E quanto a você, amigo de nariz torcido, de alma acorrentada e mente arenosa, é provável que continue assim, limitado pela sua própria cegueira ignorante. Pela sua concepção patética da vida. Tenho pena. Sei que viverá uma vida insossa, cheia de regras e normas de conduta. Nunca sentirá sua consciência transportada à um paraíso, seja artificial ou literal, literário. Provavelmente nunca experimentará a aventura do conflito, a coragem libertadora do questionamento e o grito que faz tremer a alma. Chegará ao fim dos seus dias, com a falsa sensação de ter vivido. De que a tranqüilidade de seus anos e a comodidade de seus dias valeram à pena, ainda que saiba no fundo da alma que a mediocridade de suas escolhas somente lhe renderá a insatisfação. O esquecimento será sua herança. Pobre de ti, abastado amigo, que em uma existência invisível e longa, não conseguiu compreender que o tesouro sagrado só é alcançado pelos Vagabundos de alma nobre, os Iluminados pela poesia e pelas incertezas. Os livres de preconceitos sexuais, sociais e étnicos. Os que partem cedo do casulo da carne, e ainda assim deixam aos olhos sem vendas, o mapa místico da verdade, coisa que em vinte vidas você não descobrirá, ainda que esteja aí pichado na sua frente. Tenha uma vida longa, tranqüila e próspera. Certifique-se de ter trancado as portas, abaixado as vistas e levantado a tampa. A arte-Sabotagem passará longe de ti, ela odeia os fracos de espírito, os covardes, os nomais. À ela, como bem disse Kerouac, “só interessam os loucos, os que estão loucos para viver, para falar, que querem tudo ao mesmo tempo, aqueles que nunca bocejam ou falam chavões...mas queimam, queimam, queimam como fogos de artifício pela noite”.
Dedicado aos espíritos livres, agitadores e baderneiros. Aos Sonhadores que têm orgulho da nudez e de serem chamados de rebeldes. Serpentes de trejeitos felinos. Reis Invisíveis do mundo que desperta quando os olhos se fecham, que jamais ficarão sentados na ilha de seu próprio umbigo enquanto a noite grita.
quinta-feira, dezembro 01, 2011
Despertar
Existe algo de miraculoso e sagrado nas grandes forças da natureza. Ninguém lembra das benfeitorias tão bem quanto dos estragos. Uma Usina Nuclear derretendo, uma enxurrada levando ratos e velhas beatas esgoto abaixo, o chão engolindo criancinhas e estátuas.

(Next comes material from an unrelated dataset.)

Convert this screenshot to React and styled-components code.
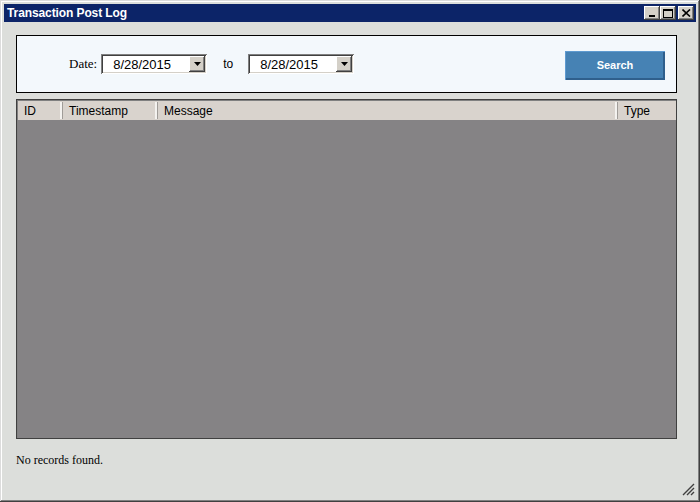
import React from "react";
import styled, { createGlobalStyle } from "styled-components";

const GlobalStyle = createGlobalStyle`
    html, body {
        margin: 0;
        padding: 0;
        background: #dcdedb;
    }
    * {
        box-sizing: border-box;
    }
`

const Window = styled.div`
    display: flex;
    flex-direction: column;
    width: 700px;
    height: 502px;
    padding: 4px;
    background: #dcdedb;
    box-shadow:
        inset -1px -1px #404040,
        inset 1px 1px #dcdcdc,
        inset -2px -2px #808080,
        inset 2px 2px #ffffff;
`
const TitleBar = styled.div`
    display: flex;
    align-items: center;
    height: 18px;
    padding: 0 2px 0 3px;
    background: #0c2468;
`
const Title = styled.div`
    flex: 1;
    color: #ffffff;
    font-family: "Liberation Sans", Arial, sans-serif;
    font-size: 12px;
    font-weight: bold;
    letter-spacing: -0.1px;
`
const CaptionButton = styled.div`
    display: flex;
    align-items: center;
    justify-content: center;
    width: 16px;
    height: 14px;
    margin-left: ${props => props.gap || 0}px;
    background: #d4d0c8;
    box-shadow:
        inset -1px -1px #404040,
        inset 1px 1px #ffffff,
        inset -2px -2px #808080;
`
const Content = styled.div`
    flex: 1;
    display: flex;
    flex-direction: column;
    padding: 13px 19px 0 12px;
`
const FilterPanel = styled.div`
    display: flex;
    align-items: center;
    height: 58px;
    padding: 0 11px 0 52px;
    border: 1px solid #000000;
    background: #f3f8fc;
`
const Label = styled.span`
    font-family: ${props => props.serif ? '"Liberation Serif", "Times New Roman", serif' : '"Liberation Sans", Arial, sans-serif'};
    font-size: ${props => props.serif ? '13px' : '12px'};
    color: #000000;
    margin: ${props => props.margin};
`
const Combo = styled.div`
    display: flex;
    align-items: center;
    width: 106px;
    height: 20px;
    padding: 2px 2px 2px 12px;
    background: #ffffff;
    box-shadow:
        inset 1px 1px #808080,
        inset -1px -1px #ffffff,
        inset 2px 2px #404040,
        inset -2px -2px #d4d0c8;
    font-family: "Liberation Sans", Arial, sans-serif;
    font-size: 13px;
`
const ComboText = styled.span`
    flex: 1;
    padding-top: 1px;
`
const ComboArrow = styled.div`
    display: flex;
    align-items: center;
    justify-content: center;
    width: 16px;
    height: 16px;
    background: #d4d0c8;
    box-shadow:
        inset -1px -1px #404040,
        inset 1px 1px #ffffff,
        inset -2px -2px #808080;
`
const Spacer = styled.div`
    flex: 1;
`
const SearchButton = styled.button`
    width: 100px;
    height: 29px;
    margin-top: 2px;
    border: none;
    background: #4682b4;
    color: #ffffff;
    font-family: "Liberation Sans", Arial, sans-serif;
    font-size: 11px;
    font-weight: bold;
    box-shadow:
        inset 1px 1px #5e9ad0,
        inset -2px -2px #2f5f8c;
`
const Grid = styled.div`
    flex: 1;
    display: flex;
    flex-direction: column;
    margin-top: 6px;
    border: 1px solid #404040;
    box-shadow: inset 1px 1px #808080;
    background: #858385;
`
const HeaderRow = styled.div`
    display: flex;
    height: 19px;
    margin: 1px 0 0 1px;
    background: #d9d3cd;
`
const HeaderCell = styled.div`
    display: flex;
    align-items: center;
    width: ${props => props.width ? props.width + 'px' : 'auto'};
    flex: ${props => props.width ? 'none' : 1};
    padding-left: 6px;
    font-family: "Liberation Sans", Arial, sans-serif;
    font-size: 12px;
    color: #000000;
    border-right: ${props => props.last ? 'none' : '1px solid #a09c98'};
    box-shadow: ${props => props.last ? 'none' : 'inset -2px 0 #f4f2ef'};
    margin: 1px 0;
`
const Footer = styled.div`
    height: 61px;
    padding-top: 14px;
    font-family: "Liberation Serif", "Times New Roman", serif;
    font-size: 12px;
    color: #000000;
`
const Grip = styled.div`
    display: flex;
    justify-content: flex-end;
    margin: -17px -19px 0 0;
    padding: 0 1px 2px 0;
`

const Triangle = () => (
    <svg width="7" height="4" viewBox="0 0 7 4">
        <polygon points="0,0 7,0 3.5,4" fill="#000" />
    </svg>
)

const columns = [
    { label: 'ID', width: 45 },
    { label: 'Timestamp', width: 95 },
    { label: 'Message' },
    { label: 'Type', width: 58, last: true }
]

const App = () => {
    return (
        <React.Fragment>
            <GlobalStyle />
            <Window>
                <TitleBar>
                    <Title>Transaction Post Log</Title>
                    <CaptionButton>
                        <svg width="8" height="10" viewBox="0 0 8 10">
                            <rect x="1" y="7" width="6" height="2" fill="#000" />
                        </svg>
                    </CaptionButton>
                    <CaptionButton>
                        <svg width="10" height="10" viewBox="0 0 10 10">
                            <rect x="0.5" y="1.5" width="9" height="8" fill="none" stroke="#000" />
                            <rect x="0" y="1" width="10" height="2" fill="#000" />
                        </svg>
                    </CaptionButton>
                    <CaptionButton gap={2}>
                        <svg width="9" height="8" viewBox="0 0 9 8">
                            <path d="M0.5 0.5 L8 7.5 M8 0.5 L0.5 7.5" stroke="#000" strokeWidth="1.6" />
                        </svg>
                    </CaptionButton>
                </TitleBar>
                <Content>
                    <FilterPanel>
                        <Label serif margin="0 4px 0 0">Date:</Label>
                        <Combo>
                            <ComboText>8/28/2015</ComboText>
                            <ComboArrow><Triangle /></ComboArrow>
                        </Combo>
                        <Label margin="0 15px 0 16px">to</Label>
                        <Combo>
                            <ComboText>8/28/2015</ComboText>
                            <ComboArrow><Triangle /></ComboArrow>
                        </Combo>
                        <Spacer />
                        <SearchButton>Search</SearchButton>
                    </FilterPanel>
                    <Grid>
                        <HeaderRow>
                            { columns.map((col, index) =>
                                <HeaderCell key={ index } width={ col.width } last={ col.last }>
                                    { col.label }
                                </HeaderCell>
                            )}
                        </HeaderRow>
                    </Grid>
                    <Footer>No records found.</Footer>
                    <Grip>
                        <svg width="13" height="13" viewBox="0 0 13 13">
                            <path d="M12 1 L1 12 M12 5 L5 12 M12 9 L9 12" stroke="#404040" strokeWidth="1.4" />
                        </svg>
                    </Grip>
                </Content>
            </Window>
        </React.Fragment>
    )
}

export default App;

Há também os eventos silenciosos. Eles acontecem sorrateiros, em um plano de existência que por vezes contagia à uns tantos, mas é percebido por poucos e provavelmente ninguém compreenderá o contexto geral. É exatamente essa a ideia. É uma espécie de Revolução e Sexo – toda orgia é uma guerra – que acontece quando grandes forças da natureza que se encontram adormecidas, terminam por se misturar. O Despertar de ambos poderia sacudir trópicos, deslocar o eixo da terra ou mesmo rasgar páginas e páginas de poemas tolos.
É algo entre um furacão e um terremoto. Um mini-cataclisma que inicia com um tremor e logo se transforma em estrondo e gritos de pânico. O mais estranho é que a sensação lembra a de um gozo, porém nem de longe tão melancólica ou instantânea. É uma espécie de dança Xamânica com Big Bang e alguma dose de sadomasoquismo. Um sentimento de queimação e formigamento que em segundos se transforma em euforia e incêndio.
A alma grita e ri como a gargalhada de uma profetiza louca, uma velha cigana cantando na chuva. Um incesto – sim, todas as tormentas tempestuosas são da mesma família estranha – sórdido, vagabundo... iluminado! Um uivo degenerado e insano que faria os mais apressados vanguardistas sentirem vergonha (leia-se Inveja)!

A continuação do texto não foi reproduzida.